Re: USAGE: Yet another few questions about Welsh.
From: | Ray Brown <ray.brown@...> |
Date: | Thursday, July 8, 2004, 5:27 |
On Wednesday, July 7, 2004, at 05:27 , Benct Philip Jonsson wrote:
> At 22:07 7/6/2004, Mark J. Reed wrote:
>
>> I've read of this "weakening"/lenition process in spoken Latin (before
>> the Romance diversification, therefore common to all Romance languages)
>
> Not Rumanian, IIRC.
That's what I thought (or at least it worked out differently there). That'
s why I restricted my remarks to 'western VL'. But my knowledge of eastern
Romance is patchy; I'm more familiar with western Romance.

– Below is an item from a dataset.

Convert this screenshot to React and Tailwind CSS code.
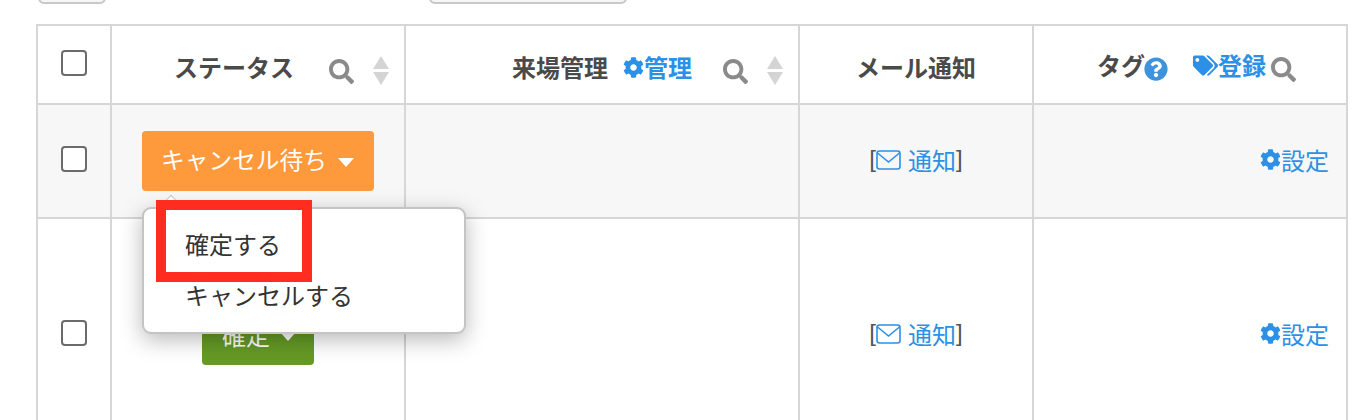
import React from "react";
import { FaSearch, FaCog, FaTags, FaQuestionCircle } from "react-icons/fa";

const font = { fontFamily: '"Noto Sans CJK JP", "Liberation Sans", sans-serif' };

function Search() {
  return <FaSearch className="text-[#8a8a8a] w-[25px] h-[25px] shrink-0 blur-[0.4px] translate-y-[4px]" />;
}
function Sort() {
  return (
    <svg width="18" height="30" viewBox="0 0 18 30" className="shrink-0 translate-y-[4px]">
      <path d="M9 0 L17 13 L1 13 Z M1 16 L17 16 L9 29 Z" fill="#d4d4d4" />
    </svg>
  );
}
function Caret({ className }) {
  return (
    <svg width="16" height="9" viewBox="0 0 16 9" className={className}>
      <path d="M0 0 L16 0 L8 9 Z" fill="#ffffff" />
    </svg>
  );
}
function Mail() {
  return (
    <svg width="25" height="20" viewBox="0 0 25 20" fill="none" stroke="#2b90e6" strokeWidth="1.6" className="shrink-0">
      <rect x="1" y="1" width="23" height="18" rx="2.5" />
      <path d="M1.5 3 L12.5 12 L23.5 3" />
    </svg>
  );
}
function Check() {
  return <div className="w-[26px] h-[26px] rounded-[4px] border-2 border-[#6b6b6b] bg-white" />;
}
function Notice() {
  return (
    <div className="flex items-center justify-center text-[24px] text-[#2b90e6] leading-none">
      <span className="text-[#555] font-['Liberation_Sans'] -translate-y-[1px]">[</span>
      <Mail />
      <span className="ml-[7px]">通知</span>
      <span className="text-[#555] font-['Liberation_Sans'] -translate-y-[1px]">]</span>
    </div>
  );
}
function Setting() {
  return (
    <div className="flex items-center justify-end pr-[17px] text-[24px] text-[#2b90e6] leading-none">
      <FaCog className="w-[21px] h-[21px]" />
      <span>設定</span>
    </div>
  );
}
const cell = "border-2 border-[#d6d6d6] p-0 align-middle";

export default function App() {
  return (
    <div className="relative w-[1356px] h-[420px] overflow-hidden bg-white" style={font}>
      <div className="flex h-[4px] items-end">
        <div className="ml-[38px] w-[68px] h-[12px] shrink-0 rounded-[6px] border-2 border-[#c8c8c8] bg-[#f6f6f6]" />
        <div className="ml-[323px] w-[198px] h-[12px] shrink-0 rounded-[6px] border-2 border-[#c8c8c8] bg-[#f6f6f6]" />
      </div>
      <table className="ml-[36px] mt-[20px] w-[1312px] table-fixed border-collapse">
        <colgroup>
          <col className="w-[74px]" />
          <col className="w-[294px]" />
          <col className="w-[394px]" />
          <col className="w-[234px]" />
          <col className="w-[314px]" />
        </colgroup>
        <tbody>
          <tr className="h-[79px] text-[24px] font-bold text-[#4a4a4a] leading-none">
            <td className={cell}>
              <div className="flex justify-center -mt-[3px]"><Check /></div>
            </td>
            <td className={cell}>
              <div className="flex items-center pl-[62px] mt-[5px]">
                <span className="w-[120px] whitespace-nowrap">ステータス</span>
                <span className="ml-[35px]"><Search /></span>
                <span className="ml-[18px]"><Sort /></span>
              </div>
            </td>
            <td className={cell}>
              <div className="flex items-center pl-[106px] mt-[5px]">
                <span className="whitespace-nowrap">来場管理</span>
                <span className="ml-[15px] flex items-center text-[#2b90e6]">
                  <FaCog className="w-[21px] h-[21px]" />
                  <span>管理</span>
                </span>
                <span className="ml-[31px]"><Search /></span>
                <span className="ml-[18px]"><Sort /></span>
              </div>
            </td>
            <td className={`${cell} text-center`}>
              <div className="mt-[5px]">メール通知</div>
            </td>
            <td className={cell}>
              <div className="flex items-center pl-[63px] mt-[4px]">
                <span className="-mt-[3px]">タグ</span>
                <FaQuestionCircle className="w-[24px] h-[24px] text-[#3f93dd] mt-[5px] -ml-[1px]" />
                <span className="ml-[25px] flex items-center text-[#2b90e6] -mt-[3px]">
                  <FaTags className="w-[25px] h-[23px]" />
                  <span>登録</span>
                </span>
                <span className="ml-[5px] -mt-[2px]"><Search /></span>
              </div>
            </td>
          </tr>
          <tr className="h-[114px] bg-[#f7f7f7]">
            <td className={cell}>
              <div className="flex justify-center -mt-[4px]"><Check /></div>
            </td>
            <td className={cell}>
              <div className="flex justify-center pr-[1px]">
                <div className="w-[232px] h-[60px] rounded-[4px] bg-[#ff9a3c] text-white text-[24px] leading-none flex items-center justify-center gap-[11px]">
                  <span className="whitespace-nowrap -translate-y-[1px] text-[23.7px]">キャンセル待ち</span>
                  <Caret className="mt-[3px] shrink-0" />
                </div>
              </div>
            </td>
            <td className={cell}></td>
            <td className={cell}><div className="-mt-[3px]"><Notice /></div></td>
            <td className={cell}><div className="-mt-[3px]"><Setting /></div></td>
          </tr>
          <tr className="h-[230px]">
            <td className={cell}>
              <div className="flex justify-center"><Check /></div>
            </td>
            <td className={cell}>
              <div className="flex justify-center">
                <div className="w-[112px] h-[59px] rounded-[4px] bg-[#659a26] text-white text-[24px] leading-none flex items-center justify-center gap-[10px] mt-[4px]">
                  <span className="ml-[2px]">確定</span>
                  <Caret className="mt-[3px] shrink-0" />
                </div>
              </div>
            </td>
            <td className={cell}></td>
            <td className={cell}><div className="mt-[1px]"><Notice /></div></td>
            <td className={cell}><div className="mt-[1px]"><Setting /></div></td>
          </tr>
        </tbody>
      </table>

      <div className="absolute left-[142px] top-[207px] w-[324px] h-[127px] rounded-[9px] border-2 border-[#c4c4c4] bg-white shadow-[0_6px_22px_rgba(0,0,0,0.28)] text-[24px] text-[#333] leading-none">
        <div className="absolute left-[19px] -top-[11px] w-[16px] h-[16px] rotate-45 bg-white border-l border-t border-[#c4c4c4]" />
        <div className="absolute left-[41px] top-[23px] whitespace-nowrap">確定する</div>
        <div className="absolute left-[41px] top-[74px] whitespace-nowrap">キャンセルする</div>
      </div>
      <div className="absolute left-[156px] top-[200px] w-[156px] h-[82px] border-[10px] border-[#ff2d20]" />
    </div>
  );
}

=============================================
On Tuesday, July 6, 2004, at 09:07 , Mark J. Reed wrote:
[snip]
> I've read of this "weakening"/lenition process in spoken Latin (before
> the Romance diversification, therefore common to all Romance languages)
> but wasn't aware that it had happened in other languages as well. The
> Welsh process does look similar . . .
..not just Welsh, but the Brittonic languages generally. But I'm fairly
certain that similar sound shifts are attested in other language groups
(tho I confess none come readily to mind at the moment).
> ss I understand it, the Latin
> version went something like this (in intervocalic position):
>
> 1. preexisting voiced fricatives, if any, disappeared
None in old Brittonic AFAIK.
> 2. voiced stops became voiced fricatives
> 3. voiceless stops became voiced stops
Yep - just as in Brittonic.
> 4. geminate voiceless stops became simple voiceless stops.
There is, however, a difference here. Geminate voiceless plosives/stops
became voiceless fricatives, e.g. catto- (cat) --> Welsh: cath, Cornish:
kath, Breton: kazh /kaz/ or /kah/ (depending on dialect <-- */kaT/);
Britto:nica (British [language])--> Welsh: Brythoneg, Cornish: Brithonek,
Breton: Brezhoneg.
[snip]
> In some cases these developments happened in parallel, but in other
> cases in series, so that sometimes a [g] that was already the result of
> lenition from [k] was subject to further lenition to [G].
Cf. Old French:
p --> b --> B --> v capra --> chievre ("goat" - mod Fr. chèvre)
t --> d --> D --> 'zero' vita --> vie ("life")
k --> g --> G --> 'zero' securu- --> seur ("sure" - mod. sûr)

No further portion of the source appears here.